Posted to common-user@hadoop.apache.org by "Dhodapkar, Chinmay" <ch...@qualcomm.com> on 2011/09/09 23:54:45 UTC

Hbase + mapreduce -- operational design question

Hello,
I have a setup where a bunch of clients store 'events' in an Hbase table . Also, periodically(once a day), I run a mapreduce job that goes over the table and computes some reports.

Now my issue is that the next time I don't want mapreduce job to process the 'events' that it has already processed previously. I know that I can mark processed event in the hbase table and the mapper can filter them them out during the next run. But what I would really like/want is that previously processed events don't even hit the mapper.

One solution I can think of is to backup the hbase table after running the job and then clear the table. But this has lot of problems..
1) Clients may have inserted events while the job was running.
2) I could disable and drop the table and then create it again...but then the clients would complain about this short window of unavailability.


What do people using Hbase (live) + mapreduce typically do. ?

Thanks!
Chinmay

Re: Hbase + mapreduce -- operational design question

Posted by Sonal Goyal <so...@gmail.com>.

Chinmay, how are you configuring your job? Have you checked using setScan
and selecting the keys you care to run MR over? See

http://ofps.oreilly.com/titles/9781449396107/mapreduce.html

As a shameless plug - For your reports, see if you want to leverage Crux:
https://github.com/sonalgoyal/crux

Best Regards,
Sonal
Crux: Reporting for HBase <https://github.com/sonalgoyal/crux>
Nube Technologies <http://www.nubetech.co>

<http://in.linkedin.com/in/sonalgoyal>





On Sat, Sep 10, 2011 at 2:53 PM, Eugene Kirpichov <ek...@gmail.com>wrote:

> I believe HBase has some kind of TTL (timeout-based expiry) for
> records and it can clean them up on its own.
>
> On Sat, Sep 10, 2011 at 1:54 AM, Dhodapkar, Chinmay
> <ch...@qualcomm.com> wrote:
> > Hello,
> > I have a setup where a bunch of clients store 'events' in an Hbase table
> . Also, periodically(once a day), I run a mapreduce job that goes over the
> table and computes some reports.
> >
> > Now my issue is that the next time I don't want mapreduce job to process
> the 'events' that it has already processed previously. I know that I can
> mark processed event in the hbase table and the mapper can filter them them
> out during the next run. But what I would really like/want is that
> previously processed events don't even hit the mapper.
> >
> > One solution I can think of is to backup the hbase table after running
> the job and then clear the table.
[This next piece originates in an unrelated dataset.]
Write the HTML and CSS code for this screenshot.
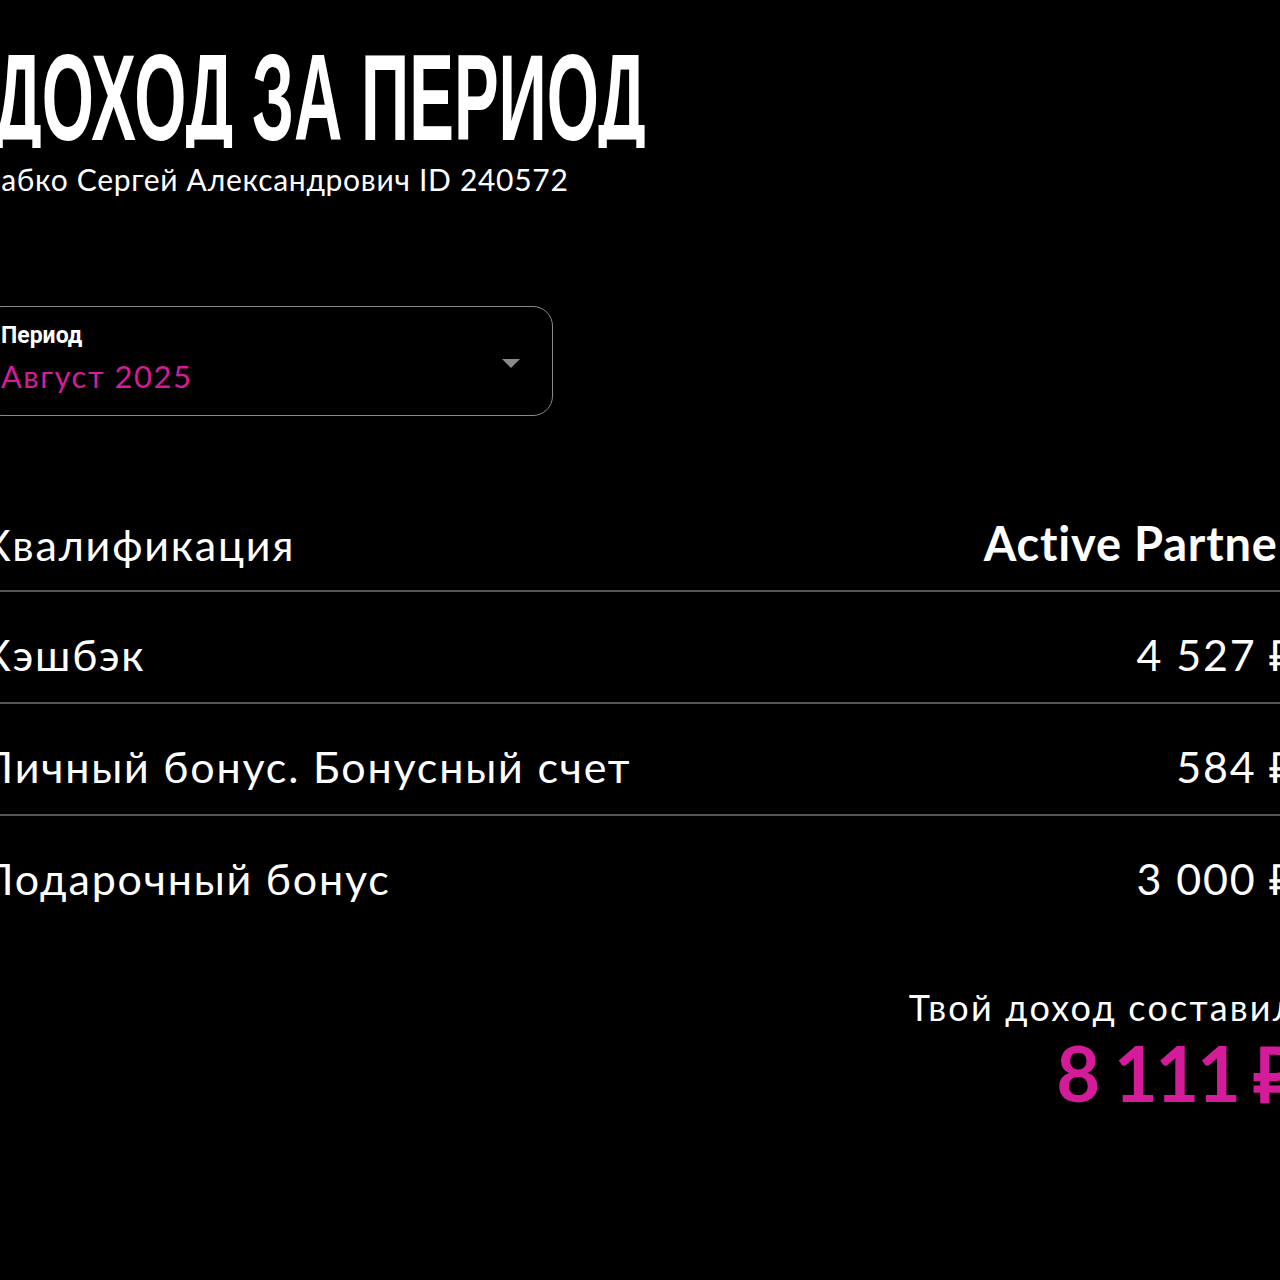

But this has lot of problems..
> > 1) Clients may have inserted events while the job was running.
> > 2) I could disable and drop the table and then create it again...but then
> the clients would complain about this short window of unavailability.
> >
> >
> > What do people using Hbase (live) + mapreduce typically do. ?
> >
> > Thanks!
> > Chinmay
> >
> >
>
>
>
> --
> Eugene Kirpichov
> Principal Engineer, Mirantis Inc. http://www.mirantis.com/
> Editor, http://fprog.ru/
>

Re: Hbase + mapreduce -- operational design question

Posted by Eugene Kirpichov <ek...@gmail.com>.

I believe HBase has some kind of TTL (timeout-based expiry) for
records and it can clean them up on its own.

On Sat, Sep 10, 2011 at 1:54 AM, Dhodapkar, Chinmay
<ch...@qualcomm.com> wrote:
> Hello,
> I have a setup where a bunch of clients store 'events' in an Hbase table . Also, periodically(once a day), I run a mapreduce job that goes over the table and computes some reports.
>
> Now my issue is that the next time I don't want mapreduce job to process the 'events' that it has already processed previously. I know that I can mark processed event in the hbase table and the mapper can filter them them out during the next run. But what I would really like/want is that previously processed events don't even hit the mapper.
>
> One solution I can think of is to backup the hbase table after running the job and then clear the table. But this has lot of problems..
> 1) Clients may have inserted events while the job was running.
> 2) I could disable and drop the table and then create it again...but then the clients would complain about this short window of unavailability.
>
>
> What do people using Hbase (live) + mapreduce typically do. ?
>
> Thanks!
> Chinmay
>
>



-- 
Eugene Kirpichov
Principal Engineer, Mirantis Inc. http://www.mirantis.com/
Editor, http://fprog.ru/